Увы, в некоторых эпизодах книги чувствуются недоработки. Так, например, более тщательный и критический анализ сохранившихся воспоминаний о сталинской работе над гимном Советского Союза многое бы добавил к исследованию о писателе Сталине. Ведь все-таки это Сталиным сочиненные слова: “Союз нерушимый республик свободных…” (кстати, безусловно, самая удачная строчка гимна: свежее в торжественной поэзии слово “нерушимый” оказалось к месту). Вообще, у текста гимна было не два автора, а три, и творческий вклад третьего — Сталина — кажется, был богаче эль-регистановского.
Лично мне в исследовании Вайскопфа не хватает и более широкой панорамы косвенных материалов сталинского писательства: анализа стихов о Сталине, киносценариев, песен. Да, эти произведения числятся за другими авторами, но рука писателя Сталина в них еще как видна. Вайскопф ограничил материал книги многотомником Сталина, чем, по моему убеждению, обеднил исследование.

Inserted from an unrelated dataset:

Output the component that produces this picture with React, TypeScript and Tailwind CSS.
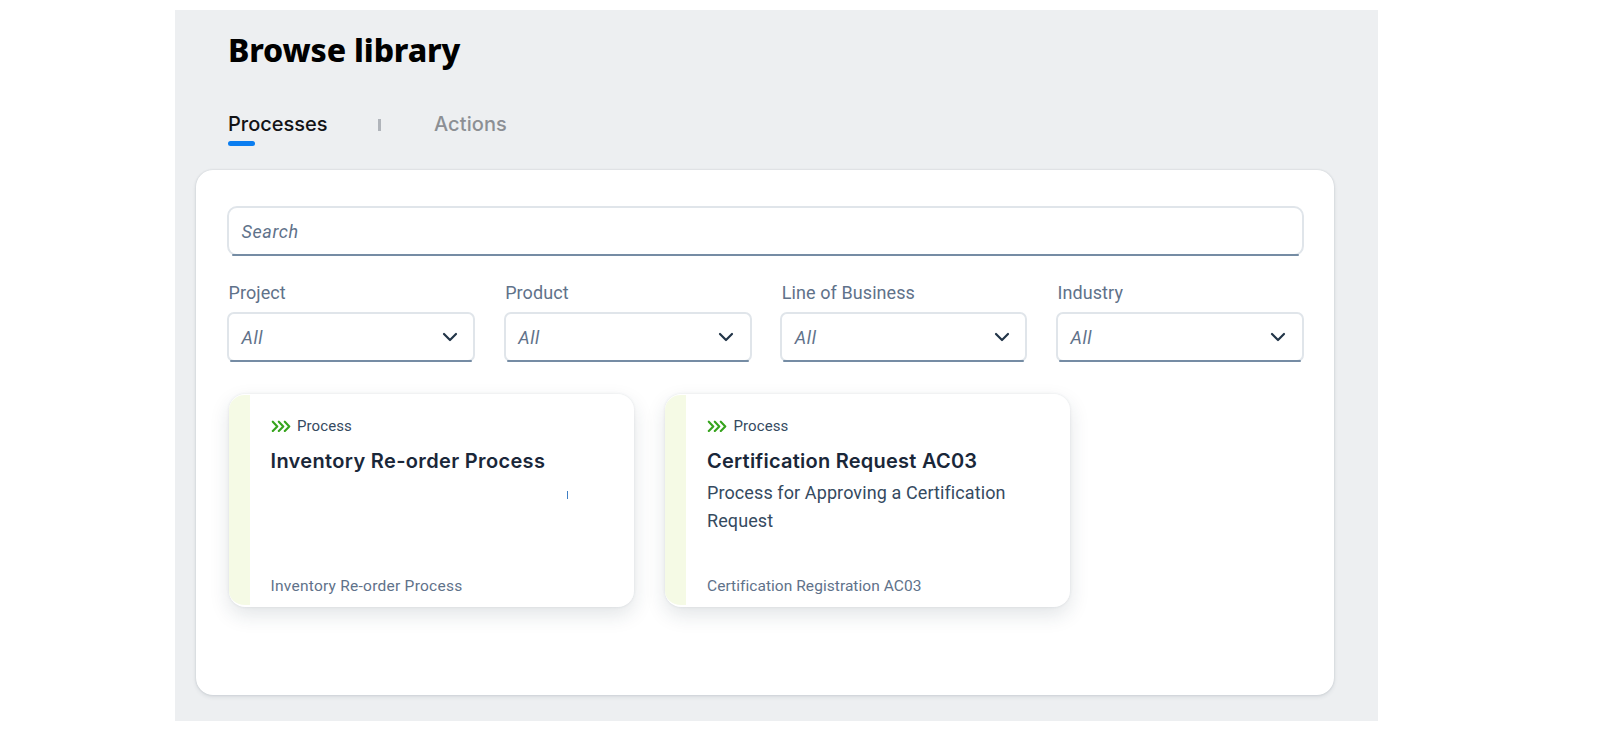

Отмечу живой язык и счастливое умение интриговать читателя (хотя бы аналогией с Сосланом — я-то хоть знаком с нартским эпосом, а не будь знаком — волосы дыбом бы встали!). Как и все книги “Научной библиотеки” “НЛО”, монография Вайскопфа отмечена культурной издательской работой, снабжена указателем имен и аппаратом. Недурно поработал над оформлением издания художник С. Дали. Но я уверен: лучший друг исследователей еще заставит о себе писать и Вайскопфа, и других — глядишь, и в “НЛО”.